Earlier, whilst chilling at my hostel, I met two other travelers and we all went for dinner together at a place I hadn't tried before. The food was good, but it was a little more expensive than the usual place I ate (and sadly the coconut shake wasn't as good). I paid my bill and left the other two to chat about their plans for tomorrow. My plan for tomorrow was to head to 'Wat Phou'; a 'Angkor Wat' style site with a ruined temple. The only problem is that you need to take five different types of transport to get there (tuk-tuk from the city center to Pakxe bus station … a bus to Champasak … a tuk-tuk to the waterfront … a boat across the Mekong river … and finally a tuk-tuk to the actual site) which could end up costing a lot. Also, whilst checking my 'Facebook' account, I had an email from Joe and Rachael to say that they are coming to Pakxe tomorrow, therefore it might be cheaper if I wait for them.
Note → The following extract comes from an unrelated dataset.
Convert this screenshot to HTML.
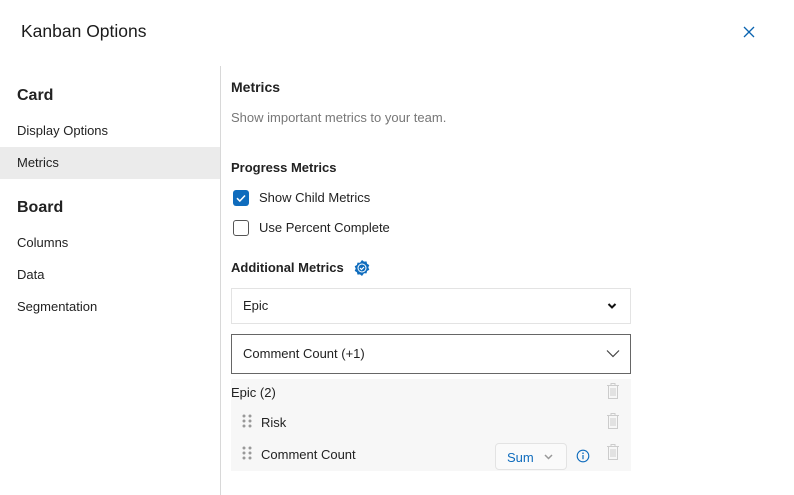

So tomorrow could be quite a dull day blog wise. I think it'll be an 'information gathering day' within me heading to the internet cafe, again, to send a few emails to hostels within Shanghai. Then I'll head to the local bus station to get information on traveling to 'Wat Phou' before finally reading my book. I don't mind wasting a day here; I like Pakxe, I have the time and apparently the '4,000 islands' are quite expensive compared to here. Lets see what tomorrow brings!